With the recent success of the CU basketball team, fan support seems to be at an all-time high. This was illustrated just a few weeks ago when CU’s fan section, the “C-Unit,” was nominated for the 2012 Naismith Student Section of the Year award.
I hadn’t attended a basketball game since the very underwhelming 2008-2009 season, but I figured with the team and fans making headlines, I’d jump on the bandwagon.
When I arrived at CU in the fall of 2008, I was entirely underwhelmed by the crowd at the football and basketball games. Everyone just looked drunk and bored. The only cool part was that I got to yell the F-word, something I once attempted in high school but which got me promptly escorted out of the gymnasium.
This season, I hoped to see something different. It had been four years since I had supported a team like I did in high school, but as I pulled on my CU shirt and headed up to my first basketball game in three years, I couldn’t help but hope that I was about to be a part of a raucous, out of control, slightly inebriated crowd once again.
I entered the game just before tip and settled into the student section. I had heard good things about “C-Unit,” and I was ready to jump in head-first.
But wow, what a disappointment.
The only new cheer that I heard was something about not being able to win at altitude and a wholly PG-13 cheer involving pretending you’re on a roller coaster. Apparently these were the things that really got the crowd going. To me all of this was underwhelming, and it didn’t work to make anyone “go insane,” or “create a hostile” playing environment like the C-Unit mission statement had said.
When I think of roller coasters, I think of carnivals, and I’ve always known carnivals to be anything but hostile.
I thought “You can’t win at altitude” was a terrible cheer and that someone needed to stop it. I decided to take things into my own hands. At this point in the game, the referees were blowing their whistles at just about everything. My friends and I tried starting a chant about the ref. It was lewd, in poor taste, and in my mind, perfect for a college basketball game. Plus, it had a syllable count that flowed really well.
But no one took the bait. We were “those idiots.”
But for me, those are the kind of cheers that work. Those are the kind that are fun. It’s fun to single out a player on the opposing team and ridicule him every time he touches the ball. It’s fun to incorporate the F-word creatively in a cheer. It’s fun to come up with something that will get fans to turn on the referees not only on a level pertaining to his officiating skills, but on a moral and personal level as well.
At the end of every event, I want to receive a school-wide urgent student news alert from the athletic director saying he was appalled by the student section’s behavior.
Now I’m not saying we should bare-knuckle box each other, whittle shanks out of dried newspaper, and burn down the stadium — but let’s at least put some creativity into our cheers. Not only is “You can’t win at altitude” unoriginal and un-fun, it almost works to undermine our own team’s ability. It’s saying the opponent’s problem is not the Buffs, but the sparse oxygen count.

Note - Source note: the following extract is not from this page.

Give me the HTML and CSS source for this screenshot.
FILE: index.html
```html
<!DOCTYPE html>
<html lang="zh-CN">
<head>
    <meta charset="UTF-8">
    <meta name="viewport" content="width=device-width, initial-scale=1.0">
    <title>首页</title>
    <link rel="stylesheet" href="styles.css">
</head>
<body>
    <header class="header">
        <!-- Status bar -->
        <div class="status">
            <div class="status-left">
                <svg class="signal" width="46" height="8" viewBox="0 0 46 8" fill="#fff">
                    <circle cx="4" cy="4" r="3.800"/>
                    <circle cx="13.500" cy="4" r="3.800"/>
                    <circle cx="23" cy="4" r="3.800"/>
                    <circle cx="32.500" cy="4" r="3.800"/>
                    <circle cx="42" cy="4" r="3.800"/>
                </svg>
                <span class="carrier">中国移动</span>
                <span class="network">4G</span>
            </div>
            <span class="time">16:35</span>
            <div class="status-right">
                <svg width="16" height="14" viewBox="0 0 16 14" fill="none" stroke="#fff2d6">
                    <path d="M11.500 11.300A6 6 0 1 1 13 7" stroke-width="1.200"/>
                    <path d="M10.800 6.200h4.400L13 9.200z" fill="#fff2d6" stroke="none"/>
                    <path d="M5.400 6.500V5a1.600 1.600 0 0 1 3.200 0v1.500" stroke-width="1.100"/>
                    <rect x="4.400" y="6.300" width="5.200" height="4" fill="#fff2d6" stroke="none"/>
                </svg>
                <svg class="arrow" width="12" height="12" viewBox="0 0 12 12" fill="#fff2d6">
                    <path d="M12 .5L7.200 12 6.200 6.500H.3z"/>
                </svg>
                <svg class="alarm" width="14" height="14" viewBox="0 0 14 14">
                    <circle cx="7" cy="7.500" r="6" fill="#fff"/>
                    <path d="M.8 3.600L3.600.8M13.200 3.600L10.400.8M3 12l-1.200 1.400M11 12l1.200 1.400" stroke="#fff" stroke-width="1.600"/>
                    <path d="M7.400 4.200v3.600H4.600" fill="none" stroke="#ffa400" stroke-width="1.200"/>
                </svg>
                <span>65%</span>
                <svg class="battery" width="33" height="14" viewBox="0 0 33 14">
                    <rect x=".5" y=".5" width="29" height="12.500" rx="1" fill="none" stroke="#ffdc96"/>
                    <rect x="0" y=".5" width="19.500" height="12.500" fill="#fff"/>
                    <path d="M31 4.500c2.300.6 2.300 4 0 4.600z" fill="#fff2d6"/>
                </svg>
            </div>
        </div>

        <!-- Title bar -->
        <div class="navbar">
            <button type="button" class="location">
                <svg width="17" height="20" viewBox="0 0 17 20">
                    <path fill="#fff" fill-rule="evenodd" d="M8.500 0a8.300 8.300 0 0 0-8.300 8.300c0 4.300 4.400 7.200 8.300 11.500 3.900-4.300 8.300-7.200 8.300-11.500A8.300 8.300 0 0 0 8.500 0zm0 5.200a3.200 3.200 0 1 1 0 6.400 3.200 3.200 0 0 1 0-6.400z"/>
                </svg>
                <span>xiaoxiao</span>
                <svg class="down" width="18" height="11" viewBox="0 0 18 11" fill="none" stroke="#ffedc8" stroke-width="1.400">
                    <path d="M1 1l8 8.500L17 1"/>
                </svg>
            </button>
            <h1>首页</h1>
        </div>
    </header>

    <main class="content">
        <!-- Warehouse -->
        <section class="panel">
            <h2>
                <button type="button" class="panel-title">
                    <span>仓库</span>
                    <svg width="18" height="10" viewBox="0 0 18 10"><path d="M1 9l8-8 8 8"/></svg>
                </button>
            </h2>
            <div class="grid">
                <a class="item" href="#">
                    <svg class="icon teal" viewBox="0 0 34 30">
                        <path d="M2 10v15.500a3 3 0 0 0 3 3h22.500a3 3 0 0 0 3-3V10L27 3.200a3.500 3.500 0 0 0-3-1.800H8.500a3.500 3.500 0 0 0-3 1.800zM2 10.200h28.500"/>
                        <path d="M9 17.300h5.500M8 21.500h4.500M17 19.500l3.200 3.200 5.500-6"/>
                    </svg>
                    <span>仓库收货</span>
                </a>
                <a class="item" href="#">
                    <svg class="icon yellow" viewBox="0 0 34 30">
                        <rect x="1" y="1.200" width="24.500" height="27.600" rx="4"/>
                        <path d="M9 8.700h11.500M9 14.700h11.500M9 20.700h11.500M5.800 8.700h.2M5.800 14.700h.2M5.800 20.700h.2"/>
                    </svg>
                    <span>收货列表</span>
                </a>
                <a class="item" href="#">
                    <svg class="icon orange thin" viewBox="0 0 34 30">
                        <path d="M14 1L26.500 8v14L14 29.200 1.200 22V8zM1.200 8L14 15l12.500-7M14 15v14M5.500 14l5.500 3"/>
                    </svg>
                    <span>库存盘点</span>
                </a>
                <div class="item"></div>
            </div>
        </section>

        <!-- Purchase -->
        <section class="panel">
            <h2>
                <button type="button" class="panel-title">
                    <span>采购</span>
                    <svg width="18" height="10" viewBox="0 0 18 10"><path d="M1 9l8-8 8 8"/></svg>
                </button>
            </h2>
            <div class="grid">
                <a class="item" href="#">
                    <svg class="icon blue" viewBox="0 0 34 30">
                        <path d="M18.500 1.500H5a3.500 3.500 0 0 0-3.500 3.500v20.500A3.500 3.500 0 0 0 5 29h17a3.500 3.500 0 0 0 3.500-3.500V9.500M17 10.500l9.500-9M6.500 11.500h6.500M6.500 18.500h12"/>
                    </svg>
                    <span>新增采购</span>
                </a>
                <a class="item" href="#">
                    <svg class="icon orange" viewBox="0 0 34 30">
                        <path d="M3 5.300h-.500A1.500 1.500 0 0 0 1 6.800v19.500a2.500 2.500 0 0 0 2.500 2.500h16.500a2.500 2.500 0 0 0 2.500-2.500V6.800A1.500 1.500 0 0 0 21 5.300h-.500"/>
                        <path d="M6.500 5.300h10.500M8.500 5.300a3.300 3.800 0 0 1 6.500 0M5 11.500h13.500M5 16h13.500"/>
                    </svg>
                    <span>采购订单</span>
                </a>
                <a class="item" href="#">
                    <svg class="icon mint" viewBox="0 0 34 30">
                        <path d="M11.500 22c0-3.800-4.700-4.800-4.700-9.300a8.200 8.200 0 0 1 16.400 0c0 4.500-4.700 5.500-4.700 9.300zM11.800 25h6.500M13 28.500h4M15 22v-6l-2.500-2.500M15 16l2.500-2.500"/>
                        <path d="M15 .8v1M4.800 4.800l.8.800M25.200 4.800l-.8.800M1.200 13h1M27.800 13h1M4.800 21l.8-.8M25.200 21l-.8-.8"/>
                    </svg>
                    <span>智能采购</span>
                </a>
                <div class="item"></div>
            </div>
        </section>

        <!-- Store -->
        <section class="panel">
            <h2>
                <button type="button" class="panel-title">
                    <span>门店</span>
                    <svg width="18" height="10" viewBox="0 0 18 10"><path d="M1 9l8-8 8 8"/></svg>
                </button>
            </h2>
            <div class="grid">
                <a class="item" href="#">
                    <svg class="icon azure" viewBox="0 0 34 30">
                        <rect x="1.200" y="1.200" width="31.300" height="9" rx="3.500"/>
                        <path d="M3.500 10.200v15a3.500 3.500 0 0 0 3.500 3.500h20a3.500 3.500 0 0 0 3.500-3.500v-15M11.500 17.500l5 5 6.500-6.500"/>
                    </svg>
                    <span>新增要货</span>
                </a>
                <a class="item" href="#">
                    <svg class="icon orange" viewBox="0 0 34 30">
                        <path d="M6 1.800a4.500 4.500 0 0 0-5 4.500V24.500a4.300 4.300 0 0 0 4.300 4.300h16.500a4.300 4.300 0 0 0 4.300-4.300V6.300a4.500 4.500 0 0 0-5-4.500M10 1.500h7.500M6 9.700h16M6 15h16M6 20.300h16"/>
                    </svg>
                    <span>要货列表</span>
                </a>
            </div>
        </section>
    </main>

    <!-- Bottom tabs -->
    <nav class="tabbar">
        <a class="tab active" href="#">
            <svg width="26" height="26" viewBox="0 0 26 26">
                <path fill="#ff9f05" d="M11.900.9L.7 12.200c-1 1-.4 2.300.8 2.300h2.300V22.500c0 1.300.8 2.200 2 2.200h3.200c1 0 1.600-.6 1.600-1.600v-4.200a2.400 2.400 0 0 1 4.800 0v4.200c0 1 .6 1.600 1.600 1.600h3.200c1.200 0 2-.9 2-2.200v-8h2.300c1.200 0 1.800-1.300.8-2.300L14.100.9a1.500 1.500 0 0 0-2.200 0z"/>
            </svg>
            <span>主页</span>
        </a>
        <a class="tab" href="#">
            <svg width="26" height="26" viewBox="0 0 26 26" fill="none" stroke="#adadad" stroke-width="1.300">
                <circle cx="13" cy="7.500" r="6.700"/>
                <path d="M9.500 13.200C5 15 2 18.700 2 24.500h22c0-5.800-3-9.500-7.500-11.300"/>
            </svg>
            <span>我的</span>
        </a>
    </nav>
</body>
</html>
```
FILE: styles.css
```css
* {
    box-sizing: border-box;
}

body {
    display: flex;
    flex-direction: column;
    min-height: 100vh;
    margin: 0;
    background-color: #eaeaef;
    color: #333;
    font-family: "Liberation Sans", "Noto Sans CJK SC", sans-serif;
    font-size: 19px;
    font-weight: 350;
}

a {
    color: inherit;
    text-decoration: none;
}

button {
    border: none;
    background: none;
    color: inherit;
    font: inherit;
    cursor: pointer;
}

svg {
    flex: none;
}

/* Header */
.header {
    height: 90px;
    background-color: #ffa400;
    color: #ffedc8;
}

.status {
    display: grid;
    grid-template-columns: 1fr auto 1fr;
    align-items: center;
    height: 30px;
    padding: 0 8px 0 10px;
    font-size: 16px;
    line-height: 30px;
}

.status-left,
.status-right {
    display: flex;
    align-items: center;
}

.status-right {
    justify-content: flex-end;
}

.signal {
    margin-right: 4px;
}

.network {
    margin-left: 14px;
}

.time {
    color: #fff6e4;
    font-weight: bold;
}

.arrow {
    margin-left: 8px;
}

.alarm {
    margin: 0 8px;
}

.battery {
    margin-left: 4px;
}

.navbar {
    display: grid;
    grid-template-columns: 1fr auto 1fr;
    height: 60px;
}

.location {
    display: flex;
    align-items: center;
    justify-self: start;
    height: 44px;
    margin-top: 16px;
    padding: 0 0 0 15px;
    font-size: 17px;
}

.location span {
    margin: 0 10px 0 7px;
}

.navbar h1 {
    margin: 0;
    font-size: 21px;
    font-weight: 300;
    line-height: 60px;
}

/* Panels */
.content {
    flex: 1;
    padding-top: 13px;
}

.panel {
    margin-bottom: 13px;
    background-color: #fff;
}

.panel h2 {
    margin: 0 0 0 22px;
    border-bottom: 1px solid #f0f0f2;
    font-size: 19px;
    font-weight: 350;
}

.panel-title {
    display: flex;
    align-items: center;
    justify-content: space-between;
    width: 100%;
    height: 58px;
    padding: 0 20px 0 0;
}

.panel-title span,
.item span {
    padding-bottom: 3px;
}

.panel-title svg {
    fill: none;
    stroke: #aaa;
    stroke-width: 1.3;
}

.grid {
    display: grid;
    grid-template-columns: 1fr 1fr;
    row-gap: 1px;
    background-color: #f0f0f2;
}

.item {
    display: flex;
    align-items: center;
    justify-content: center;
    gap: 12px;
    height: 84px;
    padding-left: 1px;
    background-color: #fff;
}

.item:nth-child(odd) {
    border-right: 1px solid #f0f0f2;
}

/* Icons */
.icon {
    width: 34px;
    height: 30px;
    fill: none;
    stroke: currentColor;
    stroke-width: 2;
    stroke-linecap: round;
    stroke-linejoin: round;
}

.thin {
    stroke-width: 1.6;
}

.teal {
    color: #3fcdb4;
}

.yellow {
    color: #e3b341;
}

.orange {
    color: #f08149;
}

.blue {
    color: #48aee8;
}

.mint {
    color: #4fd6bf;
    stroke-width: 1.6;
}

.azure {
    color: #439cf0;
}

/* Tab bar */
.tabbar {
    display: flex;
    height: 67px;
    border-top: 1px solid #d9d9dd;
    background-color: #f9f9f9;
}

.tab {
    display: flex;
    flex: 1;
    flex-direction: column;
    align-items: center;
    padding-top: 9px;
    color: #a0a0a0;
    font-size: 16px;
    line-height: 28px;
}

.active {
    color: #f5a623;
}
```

We were playing the University of Oregon Ducks. Duck rhymes with more offensive words than I could shake a stick at. I want us to come up with something so off the wall that we can produce a single tear in an opposing player’s eye, and then mercilessly call him a wuss the rest of the game. Creating a hostile environment is about psychology, and if we can make someone cry, I think we’re fulfilling our duty as Buffs fans.
Maybe new, off-the-cuff cheers are difficult to come up with on the spot and in the heat of the game. Maybe I’m wrong in assuming that the student section’s favorite cheer is “F— ‘em up, f— ‘em up, go CU.”
But if I’m right, let’s get our creative juices going and figuratively tear down the house on Thursday against Stanford. Keep in mind that they’re a bunch of pseudo-Ivy League yuppies, which could be the fuel for our C-Unit’s fire.